Doch es gibt auch eine dunkle Seite des Sports. Vielen Rennclubs in Deutschland geht es schlecht. Hamburg ist keine Ausnahme. Die Horner Bahn ist zwar international konkurrenzfähig, und der Bahnmeister wird gern ausgeliehen, um anderswo ähnlich gute Bodenverhältnisse zu schaffen. Aber drumherum sieht es erbarmungswürdig abgenutzt aus. Die Jahrhunderte haben ihre Spuren hinterlassen. Sie zu beseitigen oder nur zu übertünchen, ist finanziell ein Fass ohne Boden. Dass die Derbywoche dennoch Jahr für Jahr stattfinden kann, ist vor allem ein Verdienst von Mäzen und Kaffee-Unternehmer Albert Darboven (83).
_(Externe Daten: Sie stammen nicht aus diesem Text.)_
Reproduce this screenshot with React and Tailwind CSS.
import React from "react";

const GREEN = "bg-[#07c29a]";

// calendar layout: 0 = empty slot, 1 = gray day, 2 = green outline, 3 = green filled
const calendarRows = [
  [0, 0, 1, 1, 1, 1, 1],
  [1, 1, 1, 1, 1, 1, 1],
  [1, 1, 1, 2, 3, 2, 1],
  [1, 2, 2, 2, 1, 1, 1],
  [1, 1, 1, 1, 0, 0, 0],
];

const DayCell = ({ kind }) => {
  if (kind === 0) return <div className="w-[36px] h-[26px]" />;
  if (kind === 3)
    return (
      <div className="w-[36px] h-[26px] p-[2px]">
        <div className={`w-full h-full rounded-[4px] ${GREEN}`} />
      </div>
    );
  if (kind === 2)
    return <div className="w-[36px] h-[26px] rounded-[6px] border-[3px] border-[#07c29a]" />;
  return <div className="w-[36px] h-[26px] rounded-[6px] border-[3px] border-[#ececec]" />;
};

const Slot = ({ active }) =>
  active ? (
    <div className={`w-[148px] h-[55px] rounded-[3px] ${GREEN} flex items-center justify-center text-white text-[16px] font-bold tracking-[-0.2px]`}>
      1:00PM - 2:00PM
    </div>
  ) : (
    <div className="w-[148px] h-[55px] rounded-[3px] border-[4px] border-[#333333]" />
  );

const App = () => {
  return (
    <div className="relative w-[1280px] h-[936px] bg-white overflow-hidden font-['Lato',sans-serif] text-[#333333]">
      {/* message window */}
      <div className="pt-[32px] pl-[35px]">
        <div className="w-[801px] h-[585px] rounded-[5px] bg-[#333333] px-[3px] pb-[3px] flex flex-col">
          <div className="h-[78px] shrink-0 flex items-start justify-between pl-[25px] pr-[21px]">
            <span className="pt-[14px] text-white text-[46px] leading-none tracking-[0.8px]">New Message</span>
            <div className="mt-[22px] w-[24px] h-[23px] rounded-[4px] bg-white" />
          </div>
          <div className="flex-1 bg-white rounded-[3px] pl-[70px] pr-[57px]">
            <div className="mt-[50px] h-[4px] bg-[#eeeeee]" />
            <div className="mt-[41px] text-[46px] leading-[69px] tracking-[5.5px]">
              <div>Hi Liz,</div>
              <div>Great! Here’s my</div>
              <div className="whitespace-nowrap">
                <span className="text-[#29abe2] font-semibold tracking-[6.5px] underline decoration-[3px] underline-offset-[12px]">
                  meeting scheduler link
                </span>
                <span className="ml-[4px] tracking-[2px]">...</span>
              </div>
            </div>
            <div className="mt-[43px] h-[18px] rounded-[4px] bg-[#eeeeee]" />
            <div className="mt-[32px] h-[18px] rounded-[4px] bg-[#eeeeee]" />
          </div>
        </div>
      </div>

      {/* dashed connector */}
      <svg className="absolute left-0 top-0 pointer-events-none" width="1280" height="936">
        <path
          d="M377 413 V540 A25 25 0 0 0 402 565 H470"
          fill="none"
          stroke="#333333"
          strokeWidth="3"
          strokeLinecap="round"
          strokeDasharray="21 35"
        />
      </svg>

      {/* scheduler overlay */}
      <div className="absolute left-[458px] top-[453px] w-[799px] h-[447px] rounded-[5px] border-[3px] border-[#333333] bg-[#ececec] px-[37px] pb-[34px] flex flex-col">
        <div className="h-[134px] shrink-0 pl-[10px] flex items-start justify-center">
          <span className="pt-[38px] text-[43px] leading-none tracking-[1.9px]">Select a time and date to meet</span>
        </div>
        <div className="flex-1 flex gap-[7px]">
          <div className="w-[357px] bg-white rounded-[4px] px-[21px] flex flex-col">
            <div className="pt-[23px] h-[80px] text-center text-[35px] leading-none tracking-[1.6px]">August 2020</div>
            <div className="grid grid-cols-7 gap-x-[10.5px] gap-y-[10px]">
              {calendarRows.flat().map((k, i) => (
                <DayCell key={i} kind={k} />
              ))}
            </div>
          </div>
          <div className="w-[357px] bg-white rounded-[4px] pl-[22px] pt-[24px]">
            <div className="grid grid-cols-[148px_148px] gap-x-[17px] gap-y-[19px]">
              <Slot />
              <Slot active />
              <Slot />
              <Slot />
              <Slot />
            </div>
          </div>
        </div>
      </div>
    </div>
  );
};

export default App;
Auch Hamburg wird nicht unendlich zubuttern
Doch Mäzenatentum hat irgendwann ein Ende. Auch die Stadt wird nicht unendlich zubuttern. Und ob die Doppel-Rennbahn für Galopper und Traber, diese Wunschversion seit mehr als einem Jahrzehnt, irgendwann tatsächlich Wirklichkeit wird, steht im Kaffeesatz. Anderswo ist man weiter. In Hoppegarten, nahe Berlin, wurde in Fachpersonal investiert. Geschäftsführer Michael Wrulich (36) hat schon Fußball-Bundesligist Mainz 05 sowie die Füchse Berlin aus der Handball-Bundesliga vermarktet.
Seither sind Familienerlebnis und Digitalisierung angesagt. Wetthäuschen mit Menschen darin, die per Hand ausgefüllte Wettscheine entgegennehmen, wirken in einer Zeit, in der sich fast alles per App regeln lässt, mindestens uncool. Will man das Publikum verjüngen, andere Zielgruppen erschließen, neue Wettanreize setzen und mehr Zuschauer locken, muss anders gedacht und gehandelt werden. Livecams in Ställen, digitales Daten-Management, eine eigene App für jede Rennbahn wären moderne Varianten. Und ein verjüngter Vorstand. Aber den hat Hamburg ja schon.